So it’s finally 2018. Goodbye 2017.
So, raise your hand if you made some fun resolutions for this year…wow, that many of you. Cool, how many of you plan on sticking with them? …hmm…only a few hands still up. Well, we here at Growing in Tech have made a list of our own…however, it’s not the normal list of things like “get in shape” or “eat better”…this is our Tech Resolutions for 2018.
Dock the phones and be present with family.
This one seems straight forward and simple. Trust us, it is easier said than done. In a world where constant connection to the universe is at your fingertips, it is hard to put your device down and spend quality time with those you love. However, it is something that we desperately need in this day and age. We recommend purchasing or crafting your own charging station where your phones and tablets can remain docked during the prime hours of the day. Allow yourself a few small chunks of time to check your notifications but immediately return it to the dock station.
I recently read an article (link) that showcases some of the statistics about excessive device usage and some of the advantages to unplug frequently. There are many mental health benefits such as less anxiety, fewer feelings of jealousy, removal of the fear of missing out, and much more. All you have to do is take the device out of your hand or pocket and resolve to pay more attention to the things and people around you.
Remove distracting apps
We are culprits of random and mindless scrolling on Facebook, Google, and Pinterest. It’s really easy to get sucked into news feeds and scroll through stories and articles that are hand-picked (albeit by a computer algorithm) based on our likes. We made the resolution to remove these apps from our phones to eliminate one of the many things that cause distraction and laziness in our lives. So far we have removed Facebook, Instagram, most games, and Twitter from our smartphones.
If you aren’t willing to make the leap to removing the apps completely, at least consider turning off the notifications for certain apps to remove the temptation of seeing who just liked your cat picture.
This article (link) has a bunch of tips on how to make your phone less distracting and less tempting to pick up just to randomly scroll through a feed.
Reduce your digital footprint
Kelsey and I have resolved to make more of an effort to reduce the amount of garbage and data we generate online. Many people don’t think twice about signing up for a new free service or website without reading the user agreement (which almost always details some or all of the data they’ll be collecting about your). This year we plan on using better online practices to make our footprint a few shoe sizes smaller.

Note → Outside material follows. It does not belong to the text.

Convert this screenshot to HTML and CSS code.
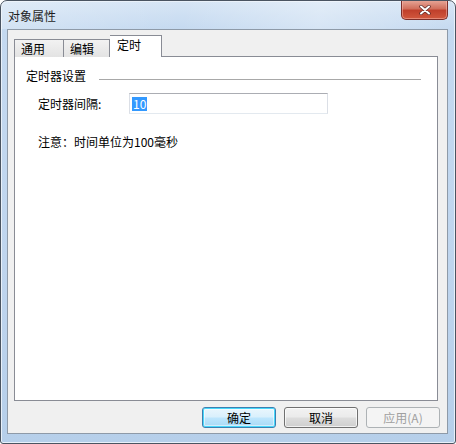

Just to clarify, the footprint I’m referring to is the amount of data that companies collect about you to build a digital profile that they can sell to other companies to generate targeted ads or build customized user experiences. Sometimes these are unavoidable with certain services, but there are many ways to reduce the amount of data available to them.
TechRadar published a small list of things people can easily do to reduce the footprint. They include things like using a privacy minded browser, installing tracking blockers, setting up privacy settings in all of your online accounts, and using a “dummy” email to sign up for sites and services.
Unplug, be present, be happy! Have an awesome 2018.